═══ Provided information ═══

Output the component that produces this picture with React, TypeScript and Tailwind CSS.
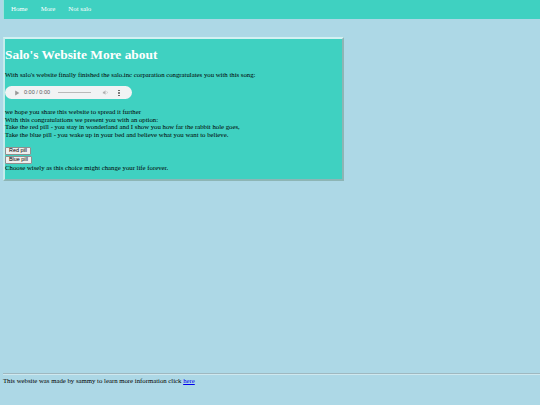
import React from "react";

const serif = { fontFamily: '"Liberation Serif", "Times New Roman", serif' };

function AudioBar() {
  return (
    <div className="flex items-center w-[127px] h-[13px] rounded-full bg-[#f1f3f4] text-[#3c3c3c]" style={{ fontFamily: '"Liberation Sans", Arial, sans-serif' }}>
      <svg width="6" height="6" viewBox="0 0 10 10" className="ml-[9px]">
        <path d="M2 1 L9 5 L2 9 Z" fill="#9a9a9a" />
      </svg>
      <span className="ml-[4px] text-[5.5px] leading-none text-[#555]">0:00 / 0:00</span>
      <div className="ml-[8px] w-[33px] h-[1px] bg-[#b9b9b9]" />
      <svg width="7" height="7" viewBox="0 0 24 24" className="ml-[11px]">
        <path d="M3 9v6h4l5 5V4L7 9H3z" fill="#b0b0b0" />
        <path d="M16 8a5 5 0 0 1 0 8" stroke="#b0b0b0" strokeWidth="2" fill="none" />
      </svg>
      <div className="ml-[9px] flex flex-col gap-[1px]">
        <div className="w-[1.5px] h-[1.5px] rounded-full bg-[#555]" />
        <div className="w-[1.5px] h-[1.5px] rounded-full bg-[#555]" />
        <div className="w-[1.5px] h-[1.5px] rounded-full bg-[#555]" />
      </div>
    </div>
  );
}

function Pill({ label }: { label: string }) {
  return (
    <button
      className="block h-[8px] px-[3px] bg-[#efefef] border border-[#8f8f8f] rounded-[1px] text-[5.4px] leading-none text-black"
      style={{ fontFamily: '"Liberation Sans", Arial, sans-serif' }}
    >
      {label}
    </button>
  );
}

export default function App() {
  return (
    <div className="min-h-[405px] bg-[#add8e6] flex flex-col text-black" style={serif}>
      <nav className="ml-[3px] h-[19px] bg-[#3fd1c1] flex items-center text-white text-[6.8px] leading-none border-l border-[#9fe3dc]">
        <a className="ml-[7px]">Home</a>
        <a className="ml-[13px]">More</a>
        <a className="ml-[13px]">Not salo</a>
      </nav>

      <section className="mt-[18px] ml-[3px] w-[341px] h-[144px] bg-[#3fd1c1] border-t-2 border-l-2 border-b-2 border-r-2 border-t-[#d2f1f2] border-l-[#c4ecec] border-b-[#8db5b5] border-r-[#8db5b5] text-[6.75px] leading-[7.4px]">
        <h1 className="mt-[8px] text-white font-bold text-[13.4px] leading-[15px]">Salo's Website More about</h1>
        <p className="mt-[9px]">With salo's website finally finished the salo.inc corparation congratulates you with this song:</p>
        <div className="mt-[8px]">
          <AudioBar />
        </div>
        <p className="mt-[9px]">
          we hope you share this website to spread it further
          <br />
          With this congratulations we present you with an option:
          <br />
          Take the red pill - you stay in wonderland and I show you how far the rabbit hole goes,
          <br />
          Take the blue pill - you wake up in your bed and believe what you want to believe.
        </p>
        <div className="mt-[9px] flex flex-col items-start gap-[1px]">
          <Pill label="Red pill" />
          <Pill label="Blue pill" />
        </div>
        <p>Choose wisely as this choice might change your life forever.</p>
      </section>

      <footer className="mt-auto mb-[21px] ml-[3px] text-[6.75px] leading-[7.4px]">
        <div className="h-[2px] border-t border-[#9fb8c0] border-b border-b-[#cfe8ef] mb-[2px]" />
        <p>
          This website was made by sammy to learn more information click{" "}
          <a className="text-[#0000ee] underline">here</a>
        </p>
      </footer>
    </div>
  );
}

═══
═══ Provided information ═══

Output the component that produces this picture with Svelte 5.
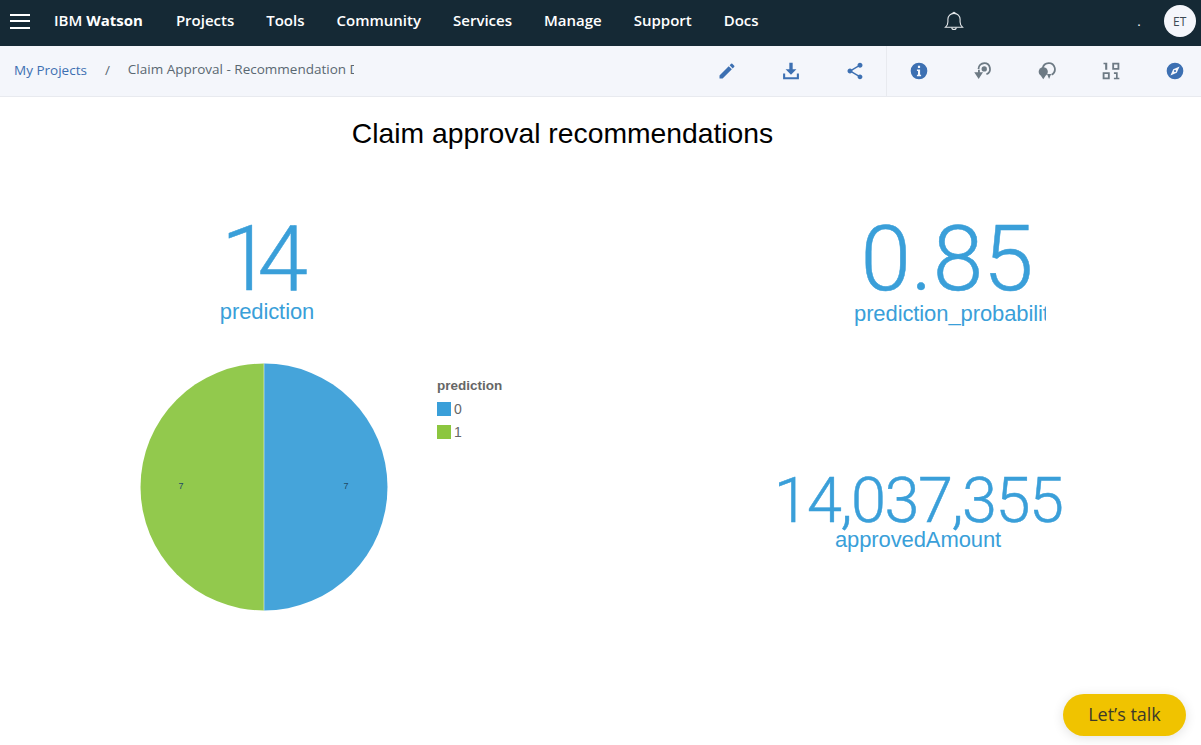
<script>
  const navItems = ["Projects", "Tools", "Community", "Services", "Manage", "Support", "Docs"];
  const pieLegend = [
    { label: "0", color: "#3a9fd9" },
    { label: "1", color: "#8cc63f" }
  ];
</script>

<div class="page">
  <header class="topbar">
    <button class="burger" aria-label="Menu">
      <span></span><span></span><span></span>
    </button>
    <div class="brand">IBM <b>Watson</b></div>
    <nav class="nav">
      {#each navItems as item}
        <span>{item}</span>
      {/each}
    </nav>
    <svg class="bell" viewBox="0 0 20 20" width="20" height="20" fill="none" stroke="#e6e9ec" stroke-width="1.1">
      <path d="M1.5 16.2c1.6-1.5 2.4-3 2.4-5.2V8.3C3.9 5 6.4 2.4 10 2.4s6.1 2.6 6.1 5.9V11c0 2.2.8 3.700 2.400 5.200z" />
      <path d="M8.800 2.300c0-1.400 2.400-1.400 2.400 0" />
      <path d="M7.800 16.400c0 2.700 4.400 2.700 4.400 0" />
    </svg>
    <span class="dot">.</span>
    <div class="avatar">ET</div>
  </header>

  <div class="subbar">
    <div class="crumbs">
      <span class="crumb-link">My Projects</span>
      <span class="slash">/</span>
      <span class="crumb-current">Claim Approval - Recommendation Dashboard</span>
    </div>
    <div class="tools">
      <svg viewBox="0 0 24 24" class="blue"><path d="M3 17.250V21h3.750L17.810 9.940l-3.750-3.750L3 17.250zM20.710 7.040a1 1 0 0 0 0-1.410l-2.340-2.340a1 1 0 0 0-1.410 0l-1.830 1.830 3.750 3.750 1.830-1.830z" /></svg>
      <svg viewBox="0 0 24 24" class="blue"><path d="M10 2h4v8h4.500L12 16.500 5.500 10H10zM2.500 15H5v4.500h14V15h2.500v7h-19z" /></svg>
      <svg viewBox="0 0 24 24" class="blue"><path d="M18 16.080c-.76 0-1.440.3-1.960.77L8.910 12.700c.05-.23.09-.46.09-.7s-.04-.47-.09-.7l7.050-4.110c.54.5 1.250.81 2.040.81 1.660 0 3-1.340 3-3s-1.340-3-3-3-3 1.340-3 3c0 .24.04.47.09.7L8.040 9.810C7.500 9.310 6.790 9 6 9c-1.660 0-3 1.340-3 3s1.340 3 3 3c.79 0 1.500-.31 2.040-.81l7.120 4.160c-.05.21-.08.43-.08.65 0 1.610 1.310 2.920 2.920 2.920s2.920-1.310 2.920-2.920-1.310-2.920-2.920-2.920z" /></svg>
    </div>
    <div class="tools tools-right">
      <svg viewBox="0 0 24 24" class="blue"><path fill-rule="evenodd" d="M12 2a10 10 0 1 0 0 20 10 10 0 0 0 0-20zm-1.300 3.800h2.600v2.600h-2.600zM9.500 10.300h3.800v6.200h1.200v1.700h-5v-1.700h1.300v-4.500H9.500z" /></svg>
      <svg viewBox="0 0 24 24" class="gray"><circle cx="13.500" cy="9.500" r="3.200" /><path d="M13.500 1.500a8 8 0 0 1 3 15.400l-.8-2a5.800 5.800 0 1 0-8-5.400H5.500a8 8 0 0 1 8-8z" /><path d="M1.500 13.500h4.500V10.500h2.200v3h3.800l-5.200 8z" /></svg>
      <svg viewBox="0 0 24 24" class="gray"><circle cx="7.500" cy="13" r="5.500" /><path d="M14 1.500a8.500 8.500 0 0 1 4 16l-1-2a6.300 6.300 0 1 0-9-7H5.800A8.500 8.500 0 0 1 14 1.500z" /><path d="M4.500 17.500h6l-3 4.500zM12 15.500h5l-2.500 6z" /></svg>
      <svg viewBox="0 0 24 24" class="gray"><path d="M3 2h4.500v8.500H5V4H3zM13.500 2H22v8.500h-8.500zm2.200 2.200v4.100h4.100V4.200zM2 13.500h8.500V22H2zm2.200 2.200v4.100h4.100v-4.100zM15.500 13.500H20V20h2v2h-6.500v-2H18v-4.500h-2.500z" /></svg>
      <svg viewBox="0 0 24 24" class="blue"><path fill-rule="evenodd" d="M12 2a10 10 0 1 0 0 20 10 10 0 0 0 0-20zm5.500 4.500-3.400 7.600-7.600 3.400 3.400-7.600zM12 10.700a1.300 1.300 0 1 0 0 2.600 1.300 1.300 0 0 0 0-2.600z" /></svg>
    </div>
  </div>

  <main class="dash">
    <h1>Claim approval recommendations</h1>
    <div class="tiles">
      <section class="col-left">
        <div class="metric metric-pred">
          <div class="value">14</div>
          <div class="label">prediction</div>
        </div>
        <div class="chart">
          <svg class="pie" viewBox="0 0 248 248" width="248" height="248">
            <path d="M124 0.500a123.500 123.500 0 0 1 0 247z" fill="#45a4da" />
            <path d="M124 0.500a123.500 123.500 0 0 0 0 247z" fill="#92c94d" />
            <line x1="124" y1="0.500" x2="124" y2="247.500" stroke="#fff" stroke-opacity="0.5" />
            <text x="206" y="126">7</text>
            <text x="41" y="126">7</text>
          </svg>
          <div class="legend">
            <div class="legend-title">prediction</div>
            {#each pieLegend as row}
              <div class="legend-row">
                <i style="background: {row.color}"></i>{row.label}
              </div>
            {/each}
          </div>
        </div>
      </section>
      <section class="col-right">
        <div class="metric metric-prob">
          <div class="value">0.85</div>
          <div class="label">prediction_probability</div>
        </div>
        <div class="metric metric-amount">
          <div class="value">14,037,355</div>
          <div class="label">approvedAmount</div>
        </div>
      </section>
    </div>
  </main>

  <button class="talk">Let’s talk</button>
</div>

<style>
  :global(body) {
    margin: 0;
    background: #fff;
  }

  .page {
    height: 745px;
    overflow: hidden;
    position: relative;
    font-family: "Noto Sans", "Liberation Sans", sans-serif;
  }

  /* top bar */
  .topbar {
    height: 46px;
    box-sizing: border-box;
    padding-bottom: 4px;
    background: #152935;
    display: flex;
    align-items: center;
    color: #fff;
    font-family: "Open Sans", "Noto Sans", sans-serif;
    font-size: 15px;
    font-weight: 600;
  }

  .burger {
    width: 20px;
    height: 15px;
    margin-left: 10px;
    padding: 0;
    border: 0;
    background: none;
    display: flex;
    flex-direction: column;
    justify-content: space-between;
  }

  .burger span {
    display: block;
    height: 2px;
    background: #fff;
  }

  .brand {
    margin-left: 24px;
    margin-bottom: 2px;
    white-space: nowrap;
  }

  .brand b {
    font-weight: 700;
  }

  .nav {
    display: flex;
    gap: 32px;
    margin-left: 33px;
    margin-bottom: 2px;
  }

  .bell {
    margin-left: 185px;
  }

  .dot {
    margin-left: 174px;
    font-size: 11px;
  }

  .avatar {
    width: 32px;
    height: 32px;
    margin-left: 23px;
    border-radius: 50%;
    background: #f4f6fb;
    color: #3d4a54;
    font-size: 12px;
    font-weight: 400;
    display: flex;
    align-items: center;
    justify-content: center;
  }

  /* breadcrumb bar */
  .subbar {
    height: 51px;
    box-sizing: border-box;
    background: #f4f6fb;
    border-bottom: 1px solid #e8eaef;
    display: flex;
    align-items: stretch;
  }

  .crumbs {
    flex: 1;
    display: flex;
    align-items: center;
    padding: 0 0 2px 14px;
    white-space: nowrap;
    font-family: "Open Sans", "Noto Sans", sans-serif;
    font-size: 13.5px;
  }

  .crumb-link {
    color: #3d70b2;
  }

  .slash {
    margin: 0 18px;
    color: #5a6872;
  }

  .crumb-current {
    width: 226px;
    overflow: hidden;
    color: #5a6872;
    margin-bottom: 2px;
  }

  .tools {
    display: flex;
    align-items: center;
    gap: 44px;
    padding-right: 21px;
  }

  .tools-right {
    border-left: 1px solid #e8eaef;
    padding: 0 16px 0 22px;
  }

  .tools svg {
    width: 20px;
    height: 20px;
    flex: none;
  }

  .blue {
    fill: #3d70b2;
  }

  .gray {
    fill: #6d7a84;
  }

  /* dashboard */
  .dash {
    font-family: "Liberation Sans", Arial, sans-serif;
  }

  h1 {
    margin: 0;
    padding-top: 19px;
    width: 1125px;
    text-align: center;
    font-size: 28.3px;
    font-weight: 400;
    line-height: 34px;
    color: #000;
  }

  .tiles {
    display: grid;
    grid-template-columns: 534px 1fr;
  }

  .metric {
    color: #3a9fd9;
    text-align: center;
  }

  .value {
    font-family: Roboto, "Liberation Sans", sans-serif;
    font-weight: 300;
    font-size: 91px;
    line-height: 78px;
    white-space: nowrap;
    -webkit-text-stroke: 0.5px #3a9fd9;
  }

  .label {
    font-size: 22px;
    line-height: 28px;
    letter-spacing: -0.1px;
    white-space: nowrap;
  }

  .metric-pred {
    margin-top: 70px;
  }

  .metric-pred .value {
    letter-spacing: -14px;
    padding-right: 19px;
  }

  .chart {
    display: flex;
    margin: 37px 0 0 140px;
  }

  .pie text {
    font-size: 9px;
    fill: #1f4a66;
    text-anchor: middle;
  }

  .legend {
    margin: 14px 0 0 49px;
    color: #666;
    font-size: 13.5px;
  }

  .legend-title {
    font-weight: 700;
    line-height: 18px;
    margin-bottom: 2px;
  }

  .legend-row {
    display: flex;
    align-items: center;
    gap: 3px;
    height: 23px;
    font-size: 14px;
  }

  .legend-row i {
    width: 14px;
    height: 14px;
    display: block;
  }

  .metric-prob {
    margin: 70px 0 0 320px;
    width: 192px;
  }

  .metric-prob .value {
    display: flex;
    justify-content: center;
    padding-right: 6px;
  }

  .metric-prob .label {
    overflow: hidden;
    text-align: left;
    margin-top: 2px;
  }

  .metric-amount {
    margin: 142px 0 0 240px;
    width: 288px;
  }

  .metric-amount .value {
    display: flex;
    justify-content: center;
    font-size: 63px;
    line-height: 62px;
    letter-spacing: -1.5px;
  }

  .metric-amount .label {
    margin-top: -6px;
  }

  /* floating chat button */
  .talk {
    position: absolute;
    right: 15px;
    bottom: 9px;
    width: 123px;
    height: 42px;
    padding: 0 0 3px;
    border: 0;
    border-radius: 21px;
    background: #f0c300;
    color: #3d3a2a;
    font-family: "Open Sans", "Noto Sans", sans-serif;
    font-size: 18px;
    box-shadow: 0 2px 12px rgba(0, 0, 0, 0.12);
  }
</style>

═══
═══ Provided information ═══

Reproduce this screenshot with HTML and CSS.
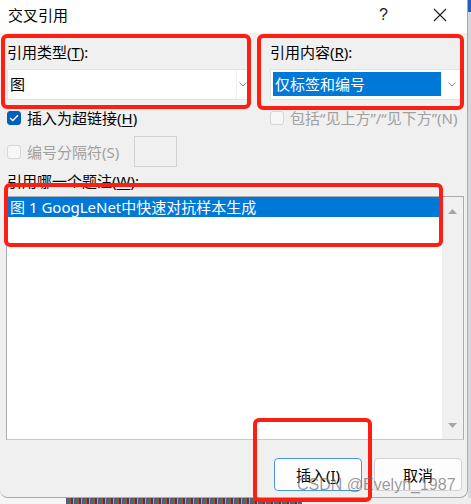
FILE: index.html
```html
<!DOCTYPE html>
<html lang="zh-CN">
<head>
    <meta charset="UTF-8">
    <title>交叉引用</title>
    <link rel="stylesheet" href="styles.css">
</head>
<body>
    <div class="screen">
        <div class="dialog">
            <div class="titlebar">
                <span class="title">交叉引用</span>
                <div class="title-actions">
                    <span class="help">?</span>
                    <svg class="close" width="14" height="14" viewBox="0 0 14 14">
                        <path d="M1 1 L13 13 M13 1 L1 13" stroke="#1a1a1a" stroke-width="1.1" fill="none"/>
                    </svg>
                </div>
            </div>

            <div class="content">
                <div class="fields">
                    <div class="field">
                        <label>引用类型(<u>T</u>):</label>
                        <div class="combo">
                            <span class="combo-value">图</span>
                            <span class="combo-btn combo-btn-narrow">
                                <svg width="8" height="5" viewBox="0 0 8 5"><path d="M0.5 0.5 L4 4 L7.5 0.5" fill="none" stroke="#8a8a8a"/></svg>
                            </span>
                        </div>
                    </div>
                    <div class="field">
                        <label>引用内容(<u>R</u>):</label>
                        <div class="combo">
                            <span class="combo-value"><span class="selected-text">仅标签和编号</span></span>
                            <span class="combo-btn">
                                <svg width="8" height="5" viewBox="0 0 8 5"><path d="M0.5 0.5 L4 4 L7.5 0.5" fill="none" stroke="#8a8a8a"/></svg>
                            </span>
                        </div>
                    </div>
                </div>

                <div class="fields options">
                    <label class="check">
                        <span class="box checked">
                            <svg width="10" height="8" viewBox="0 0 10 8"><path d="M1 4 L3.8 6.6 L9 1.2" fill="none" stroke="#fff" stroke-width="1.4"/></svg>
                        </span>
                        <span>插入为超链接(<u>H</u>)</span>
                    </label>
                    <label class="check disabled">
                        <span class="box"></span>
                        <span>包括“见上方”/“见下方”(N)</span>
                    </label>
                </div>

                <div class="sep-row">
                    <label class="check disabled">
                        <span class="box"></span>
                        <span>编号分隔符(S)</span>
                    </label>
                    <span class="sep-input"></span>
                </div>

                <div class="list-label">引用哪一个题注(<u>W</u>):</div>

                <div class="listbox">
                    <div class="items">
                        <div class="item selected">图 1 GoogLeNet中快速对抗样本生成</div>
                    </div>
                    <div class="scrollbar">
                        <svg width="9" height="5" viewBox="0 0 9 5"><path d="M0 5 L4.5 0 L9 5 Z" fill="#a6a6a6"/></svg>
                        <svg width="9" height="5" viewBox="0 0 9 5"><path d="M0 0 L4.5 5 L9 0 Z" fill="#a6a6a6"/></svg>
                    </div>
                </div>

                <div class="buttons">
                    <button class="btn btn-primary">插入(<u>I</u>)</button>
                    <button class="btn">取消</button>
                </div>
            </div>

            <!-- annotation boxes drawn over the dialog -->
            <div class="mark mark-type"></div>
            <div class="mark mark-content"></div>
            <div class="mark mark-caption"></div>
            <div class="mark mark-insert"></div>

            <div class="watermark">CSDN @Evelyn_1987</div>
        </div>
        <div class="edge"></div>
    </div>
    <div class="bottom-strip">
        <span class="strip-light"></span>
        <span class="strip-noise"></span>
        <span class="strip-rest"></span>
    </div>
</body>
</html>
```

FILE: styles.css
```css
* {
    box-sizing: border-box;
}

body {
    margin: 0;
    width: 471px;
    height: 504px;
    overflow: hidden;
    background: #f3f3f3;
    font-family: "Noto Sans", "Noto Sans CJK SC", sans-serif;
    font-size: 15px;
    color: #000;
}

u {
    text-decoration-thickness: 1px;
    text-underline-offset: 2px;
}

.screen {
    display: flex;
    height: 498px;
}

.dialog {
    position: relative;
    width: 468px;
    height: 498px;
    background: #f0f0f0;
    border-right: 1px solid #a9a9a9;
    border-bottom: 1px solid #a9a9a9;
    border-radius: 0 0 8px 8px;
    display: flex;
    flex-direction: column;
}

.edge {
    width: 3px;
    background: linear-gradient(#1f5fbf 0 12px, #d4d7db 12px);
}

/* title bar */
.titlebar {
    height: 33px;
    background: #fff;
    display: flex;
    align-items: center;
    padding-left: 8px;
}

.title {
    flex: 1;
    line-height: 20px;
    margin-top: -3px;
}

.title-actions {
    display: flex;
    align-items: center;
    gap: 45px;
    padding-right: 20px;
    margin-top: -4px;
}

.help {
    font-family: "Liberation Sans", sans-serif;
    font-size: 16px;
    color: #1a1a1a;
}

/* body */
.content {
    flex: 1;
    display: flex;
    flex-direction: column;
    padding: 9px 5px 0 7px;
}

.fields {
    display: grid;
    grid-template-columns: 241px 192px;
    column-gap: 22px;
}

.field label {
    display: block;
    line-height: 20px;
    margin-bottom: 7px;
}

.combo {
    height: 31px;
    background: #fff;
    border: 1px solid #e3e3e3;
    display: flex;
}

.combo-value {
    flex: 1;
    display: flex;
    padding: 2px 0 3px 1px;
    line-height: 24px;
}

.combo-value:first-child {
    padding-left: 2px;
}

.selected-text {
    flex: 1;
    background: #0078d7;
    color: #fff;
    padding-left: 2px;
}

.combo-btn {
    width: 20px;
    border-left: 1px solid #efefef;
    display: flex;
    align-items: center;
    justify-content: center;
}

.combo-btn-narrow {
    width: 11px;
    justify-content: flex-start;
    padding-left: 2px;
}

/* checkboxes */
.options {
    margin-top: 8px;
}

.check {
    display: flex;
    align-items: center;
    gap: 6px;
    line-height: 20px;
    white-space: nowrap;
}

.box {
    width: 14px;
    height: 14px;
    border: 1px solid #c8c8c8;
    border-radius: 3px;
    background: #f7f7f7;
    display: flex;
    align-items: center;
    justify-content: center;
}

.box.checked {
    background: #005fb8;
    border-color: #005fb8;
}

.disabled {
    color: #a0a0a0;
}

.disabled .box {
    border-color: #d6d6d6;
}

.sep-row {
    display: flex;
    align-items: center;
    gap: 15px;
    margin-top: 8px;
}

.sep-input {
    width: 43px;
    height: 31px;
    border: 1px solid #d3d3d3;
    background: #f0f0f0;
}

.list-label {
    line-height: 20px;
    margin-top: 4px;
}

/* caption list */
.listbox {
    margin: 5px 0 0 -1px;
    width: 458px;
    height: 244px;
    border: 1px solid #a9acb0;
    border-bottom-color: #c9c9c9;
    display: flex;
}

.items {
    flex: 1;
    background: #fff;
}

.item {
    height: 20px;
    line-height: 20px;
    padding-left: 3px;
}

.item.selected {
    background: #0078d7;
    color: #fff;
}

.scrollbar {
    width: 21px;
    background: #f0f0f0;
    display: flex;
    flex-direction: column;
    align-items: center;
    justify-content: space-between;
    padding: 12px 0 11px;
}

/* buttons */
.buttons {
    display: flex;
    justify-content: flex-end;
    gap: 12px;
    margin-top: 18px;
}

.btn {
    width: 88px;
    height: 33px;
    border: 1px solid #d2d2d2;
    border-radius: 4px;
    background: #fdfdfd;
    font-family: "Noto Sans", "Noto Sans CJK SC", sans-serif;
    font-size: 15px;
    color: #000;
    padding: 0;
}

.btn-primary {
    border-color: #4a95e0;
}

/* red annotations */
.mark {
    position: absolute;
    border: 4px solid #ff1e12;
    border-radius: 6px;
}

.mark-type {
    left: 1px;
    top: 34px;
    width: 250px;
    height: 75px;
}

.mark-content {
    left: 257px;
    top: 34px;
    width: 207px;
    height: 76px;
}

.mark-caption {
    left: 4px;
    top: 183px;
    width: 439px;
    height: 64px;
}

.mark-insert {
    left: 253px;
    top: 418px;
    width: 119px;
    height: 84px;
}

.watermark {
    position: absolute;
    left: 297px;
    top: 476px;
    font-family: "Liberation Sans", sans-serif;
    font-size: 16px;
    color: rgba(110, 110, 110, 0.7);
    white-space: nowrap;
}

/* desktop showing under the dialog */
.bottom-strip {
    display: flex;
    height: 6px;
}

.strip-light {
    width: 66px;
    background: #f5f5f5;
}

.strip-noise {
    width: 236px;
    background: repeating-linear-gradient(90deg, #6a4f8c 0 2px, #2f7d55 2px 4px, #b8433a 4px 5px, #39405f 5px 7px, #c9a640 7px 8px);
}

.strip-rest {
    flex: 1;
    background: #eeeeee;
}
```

═══

▶ Aim
Pick out the lines that include the word "produces" and write them out.

▶ Exercise answer
Output the component that produces this picture with React, TypeScript and Tailwind CSS.
Output the component that produces this picture with Svelte 5.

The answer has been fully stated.